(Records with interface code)
^^^^
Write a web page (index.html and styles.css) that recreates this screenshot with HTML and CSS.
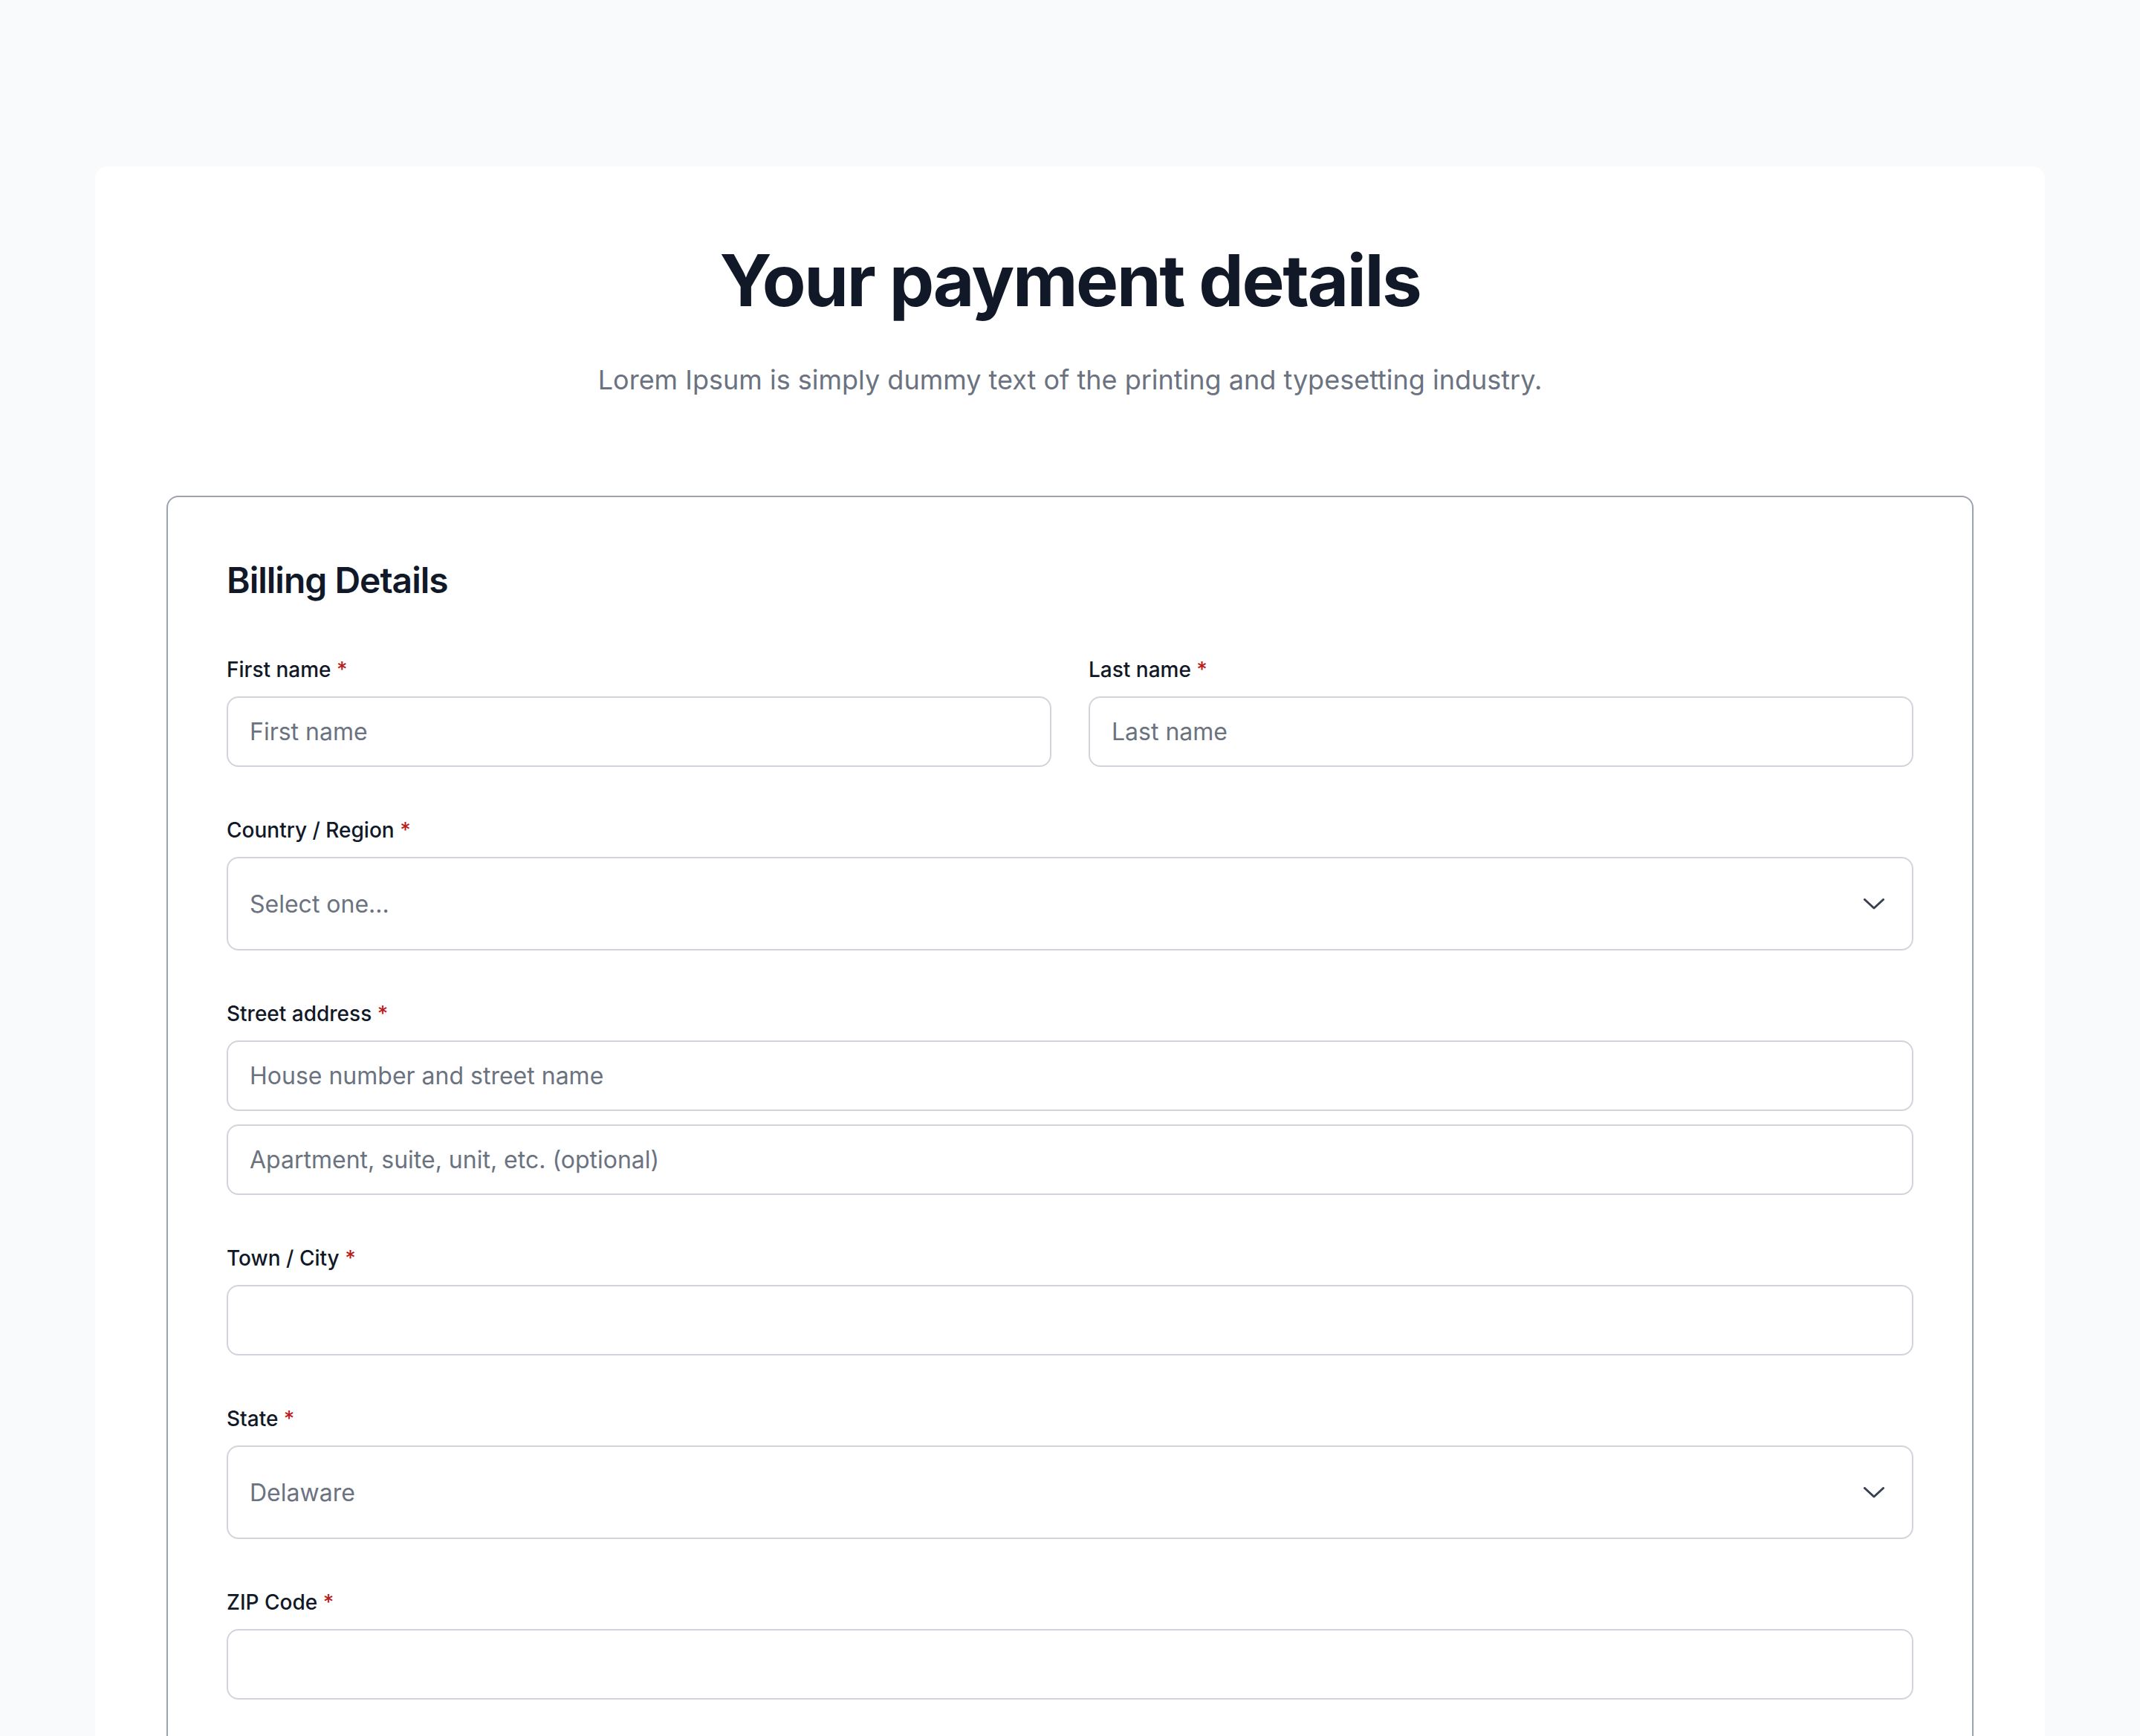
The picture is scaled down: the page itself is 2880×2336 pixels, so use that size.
FILE: index.html
```html
<!DOCTYPE html>
<html lang="en">
<head>
  <meta charset="UTF-8" />
  <title>Your payment details</title>
  <link rel="stylesheet" href="styles.css">
</head>
<body>
  <main class="card">
    <h1 class="title">Your payment details</h1>
    <p class="subtitle">Lorem Ipsum is simply dummy text of the printing and typesetting industry.</p>

    <form class="billing">
      <h2 class="billing-title">Billing Details</h2>

      <div class="row">
        <div class="field">
          <label for="first">First name <span class="req">*</span></label>
          <input type="text" id="first" placeholder="First name" />
        </div>
        <div class="field">
          <label for="last">Last name <span class="req">*</span></label>
          <input type="text" id="last" placeholder="Last name" />
        </div>
      </div>

      <div class="field">
        <label for="country">Country / Region <span class="req">*</span></label>
        <div class="select-wrap">
          <select id="country">
            <option>Select one...</option>
            <option>United States</option>
            <option>Canada</option>
          </select>
          <svg class="chevron" viewBox="0 0 28 15" width="28" height="15">
            <polyline points="1.5,1.5 14,13 26.5,1.5" fill="none" stroke="#374151" stroke-width="3" stroke-linecap="round" stroke-linejoin="round"/>
          </svg>
        </div>
      </div>

      <div class="field">
        <label for="street">Street address <span class="req">*</span></label>
        <input type="text" id="street" placeholder="House number and street name" />
        <input type="text" id="street2" class="stacked" placeholder="Apartment, suite, unit, etc. (optional)" />
      </div>

      <div class="field">
        <label for="city">Town / City <span class="req">*</span></label>
        <input type="text" id="city" />
      </div>

      <div class="field">
        <label for="state">State <span class="req">*</span></label>
        <div class="select-wrap">
          <select id="state">
            <option>Delaware</option>
            <option>Maryland</option>
            <option>New Jersey</option>
          </select>
          <svg class="chevron" viewBox="0 0 28 15" width="28" height="15">
            <polyline points="1.5,1.5 14,13 26.5,1.5" fill="none" stroke="#374151" stroke-width="3" stroke-linecap="round" stroke-linejoin="round"/>
          </svg>
        </div>
      </div>

      <div class="field">
        <label for="zip">ZIP Code <span class="req">*</span></label>
        <input type="text" id="zip" />
      </div>
    </form>
  </main>
</body>
</html>
```

FILE: styles.css
```css
* {
  box-sizing: border-box;
}
body {
  margin: 0;
  padding: 224px 128px 0;
  background-color: #f9fafb;
  font-family: "Inter", "Noto Sans", sans-serif;
  color: #111827;
}
.card {
  background-color: #fff;
  border-radius: 16px;
  padding: 96px 96px 96px;
}
.title {
  margin: 0;
  font-size: 96px;
  line-height: 1.2;
  font-weight: 700;
  letter-spacing: -2.4px;
  text-align: center;
  color: #111827;
}
.subtitle {
  margin: 48px 0 0;
  font-size: 36px;
  line-height: 56px;
  text-align: center;
  color: #6b7280;
}
.billing {
  margin-top: 128px;
  border: 2px solid #9ca3af;
  border-radius: 16px;
  padding: 80px 79px 78px;
  display: flex;
  flex-direction: column;
  gap: 65px;
}
.billing-title {
  margin: 0 0 3px;
  font-size: 48px;
  line-height: 64px;
  font-weight: 600;
  letter-spacing: -1px;
}
.row {
  display: grid;
  grid-template-columns: 1fr 1fr;
  column-gap: 50px;
}
.field {
  display: flex;
  flex-direction: column;
}
label {
  font-size: 28px;
  line-height: 40px;
  font-weight: 500;
  margin-bottom: 16px;
}
.req {
  color: #b91c1c;
}
input, select {
  width: 100%;
  font-family: inherit;
  font-size: 32px;
  color: #6b7280;
  background-color: #fff;
  border: 2px solid #d1d5db;
  border-radius: 16px;
  padding: 0 29px;
  outline: none;
}
input {
  height: 95px;
}
input::placeholder {
  color: #6b7280;
}
input.stacked {
  margin-top: 18px;
}
.select-wrap {
  position: relative;
}
select {
  height: 126px;
  appearance: none;
  -webkit-appearance: none;
}
.chevron {
  position: absolute;
  right: 39px;
  top: 50%;
  margin-top: -7px;
  pointer-events: none;
}
```
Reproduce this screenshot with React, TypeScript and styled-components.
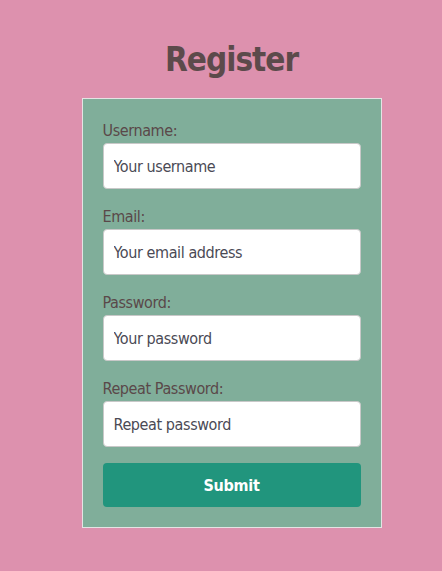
import React from "react";
import styled, { createGlobalStyle } from "styled-components";

const Global = createGlobalStyle`
  html, body { margin: 0; padding: 0; background: #dd91ae; }
  body { font-family: "DejaVu Sans Condensed", "Liberation Sans Narrow", "Liberation Sans", sans-serif; font-stretch: condensed; }
  * { box-sizing: border-box; }
`;

const Page = styled.div`
  min-height: 571px;
  display: flex;
  flex-direction: column;
  align-items: center;
  padding: 36px 0 0 21px;
`;

const Title = styled.h1`
  margin: 0 0 14px;
  font-size: 33px;
  font-weight: 700;
  letter-spacing: -1px;
  color: #5c4a4b;
  line-height: 48px;
`;

const Card = styled.form`
  width: 300px;
  background: #80ae9a;
  border: 1px solid #e4e4e4;
  padding: 20px 20px 20px;
  display: flex;
  flex-direction: column;
`;

const Field = styled.div`
  display: flex;
  flex-direction: column;
  margin-bottom: 16px;
`;

const Label = styled.label`
  font-size: 16px;
  letter-spacing: -0.4px;
  color: #5a4849;
  line-height: 24px;
`;

const Input = styled.input`
  height: 46px;
  border: 1px solid #c8c8c8;
  border-radius: 4px;
  background: #fff;
  padding: 0 10px;
  font-family: inherit;
  font-stretch: condensed;
  font-size: 16px;
  letter-spacing: -0.4px;
  color: #333;
  outline: none;
  &::placeholder { color: #4a4a55; opacity: 1; }
`;

const Submit = styled.button`
  height: 44px;
  border: none;
  border-radius: 4px;
  background: #21957d;
  color: #fff;
  font-family: inherit;
  font-stretch: condensed;
  font-size: 16px;
  font-weight: 700;
  letter-spacing: -0.3px;
`;

const fields = [
  { label: "Username:", placeholder: "Your username", type: "text" },
  { label: "Email:", placeholder: "Your email address", type: "email" },
  { label: "Password:", placeholder: "Your password", type: "password" },
  { label: "Repeat Password:", placeholder: "Repeat password", type: "password" },
];

export default function App() {
  return (
    <>
      <Global />
      <Page>
        <Title>Register</Title>
        <Card onSubmit={(e) => e.preventDefault()}>
          {fields.map((f) => (
            <Field key={f.label}>
              <Label>{f.label}</Label>
              <Input type={f.type} placeholder={f.placeholder} />
            </Field>
          ))}
          <Submit type="submit">Submit</Submit>
        </Card>
      </Page>
    </>
  );
}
^^^^
* **What is expected**: Your copy should hold every record word for word and none of the pictures.

* **Answer to this task**:
Write a web page (index.html and styles.css) that recreates this screenshot with HTML and CSS.
The picture is scaled down: the page itself is 2880×2336 pixels, so use that size.
FILE: index.html
```html
<!DOCTYPE html>
<html lang="en">
<head>
  <meta charset="UTF-8" />
  <title>Your payment details</title>
  <link rel="stylesheet" href="styles.css">
</head>
<body>
  <main class="card">
    <h1 class="title">Your payment details</h1>
    <p class="subtitle">Lorem Ipsum is simply dummy text of the printing and typesetting industry.</p>

    <form class="billing">
      <h2 class="billing-title">Billing Details</h2>

      <div class="row">
        <div class="field">
          <label for="first">First name <span class="req">*</span></label>
          <input type="text" id="first" placeholder="First name" />
        </div>
        <div class="field">
          <label for="last">Last name <span class="req">*</span></label>
          <input type="text" id="last" placeholder="Last name" />
        </div>
      </div>

      <div class="field">
        <label for="country">Country / Region <span class="req">*</span></label>
        <div class="select-wrap">
          <select id="country">
            <option>Select one...</option>
            <option>United States</option>
            <option>Canada</option>
          </select>
          <svg class="chevron" viewBox="0 0 28 15" width="28" height="15">
            <polyline points="1.5,1.5 14,13 26.5,1.5" fill="none" stroke="#374151" stroke-width="3" stroke-linecap="round" stroke-linejoin="round"/>
          </svg>
        </div>
      </div>

      <div class="field">
        <label for="street">Street address <span class="req">*</span></label>
        <input type="text" id="street" placeholder="House number and street name" />
        <input type="text" id="street2" class="stacked" placeholder="Apartment, suite, unit, etc. (optional)" />
      </div>

      <div class="field">
        <label for="city">Town / City <span class="req">*</span></label>
        <input type="text" id="city" />
      </div>

      <div class="field">
        <label for="state">State <span class="req">*</span></label>
        <div class="select-wrap">
          <select id="state">
            <option>Delaware</option>
            <option>Maryland</option>
            <option>New Jersey</option>
          </select>
          <svg class="chevron" viewBox="0 0 28 15" width="28" height="15">
            <polyline points="1.5,1.5 14,13 26.5,1.5" fill="none" stroke="#374151" stroke-width="3" stroke-linecap="round" stroke-linejoin="round"/>
          </svg>
        </div>
      </div>

      <div class="field">
        <label for="zip">ZIP Code <span class="req">*</span></label>
        <input type="text" id="zip" />
      </div>
    </form>
  </main>
</body>
</html>
```

FILE: styles.css
```css
* {
  box-sizing: border-box;
}
body {
  margin: 0;
  padding: 224px 128px 0;
  background-color: #f9fafb;
  font-family: "Inter", "Noto Sans", sans-serif;
  color: #111827;
}
.card {
  background-color: #fff;
  border-radius: 16px;
  padding: 96px 96px 96px;
}
.title {
  margin: 0;
  font-size: 96px;
  line-height: 1.2;
  font-weight: 700;
  letter-spacing: -2.4px;
  text-align: center;
  color: #111827;
}
.subtitle {
  margin: 48px 0 0;
  font-size: 36px;
  line-height: 56px;
  text-align: center;
  color: #6b7280;
}
.billing {
  margin-top: 128px;
  border: 2px solid #9ca3af;
  border-radius: 16px;
  padding: 80px 79px 78px;
  display: flex;
  flex-direction: column;
  gap: 65px;
}
.billing-title {
  margin: 0 0 3px;
  font-size: 48px;
  line-height: 64px;
  font-weight: 600;
  letter-spacing: -1px;
}
.row {
  display: grid;
  grid-template-columns: 1fr 1fr;
  column-gap: 50px;
}
.field {
  display: flex;
  flex-direction: column;
}
label {
  font-size: 28px;
  line-height: 40px;
  font-weight: 500;
  margin-bottom: 16px;
}
.req {
  color: #b91c1c;
}
input, select {
  width: 100%;
  font-family: inherit;
  font-size: 32px;
  color: #6b7280;
  background-color: #fff;
  border: 2px solid #d1d5db;
  border-radius: 16px;
  padding: 0 29px;
  outline: none;
}
input {
  height: 95px;
}
input::placeholder {
  color: #6b7280;
}
input.stacked {
  margin-top: 18px;
}
.select-wrap {
  position: relative;
}
select {
  height: 126px;
  appearance: none;
  -webkit-appearance: none;
}
.chevron {
  position: absolute;
  right: 39px;
  top: 50%;
  margin-top: -7px;
  pointer-events: none;
}
```
Reproduce this screenshot with React, TypeScript and styled-components.
import React from "react";
import styled, { createGlobalStyle } from "styled-components";

const Global = createGlobalStyle`
  html, body { margin: 0; padding: 0; background: #dd91ae; }
  body { font-family: "DejaVu Sans Condensed", "Liberation Sans Narrow", "Liberation Sans", sans-serif; font-stretch: condensed; }
  * { box-sizing: border-box; }
`;

const Page = styled.div`
  min-height: 571px;
  display: flex;
  flex-direction: column;
  align-items: center;
  padding: 36px 0 0 21px;
`;

const Title = styled.h1`
  margin: 0 0 14px;
  font-size: 33px;
  font-weight: 700;
  letter-spacing: -1px;
  color: #5c4a4b;
  line-height: 48px;
`;

const Card = styled.form`
  width: 300px;
  background: #80ae9a;
  border: 1px solid #e4e4e4;
  padding: 20px 20px 20px;
  display: flex;
  flex-direction: column;
`;

const Field = styled.div`
  display: flex;
  flex-direction: column;
  margin-bottom: 16px;
`;

const Label = styled.label`
  font-size: 16px;
  letter-spacing: -0.4px;
  color: #5a4849;
  line-height: 24px;
`;

const Input = styled.input`
  height: 46px;
  border: 1px solid #c8c8c8;
  border-radius: 4px;
  background: #fff;
  padding: 0 10px;
  font-family: inherit;
  font-stretch: condensed;
  font-size: 16px;
  letter-spacing: -0.4px;
  color: #333;
  outline: none;
  &::placeholder { color: #4a4a55; opacity: 1; }
`;

const Submit = styled.button`
  height: 44px;
  border: none;
  border-radius: 4px;
  background: #21957d;
  color: #fff;
  font-family: inherit;
  font-stretch: condensed;
  font-size: 16px;
  font-weight: 700;
  letter-spacing: -0.3px;
`;

const fields = [
  { label: "Username:", placeholder: "Your username", type: "text" },
  { label: "Email:", placeholder: "Your email address", type: "email" },
  { label: "Password:", placeholder: "Your password", type: "password" },
  { label: "Repeat Password:", placeholder: "Repeat password", type: "password" },
];

export default function App() {
  return (
    <>
      <Global />
      <Page>
        <Title>Register</Title>
        <Card onSubmit={(e) => e.preventDefault()}>
          {fields.map((f) => (
            <Field key={f.label}>
              <Label>{f.label}</Label>
              <Input type={f.type} placeholder={f.placeholder} />
            </Field>
          ))}
          <Submit type="submit">Submit</Submit>
        </Card>
      </Page>
    </>
  );
}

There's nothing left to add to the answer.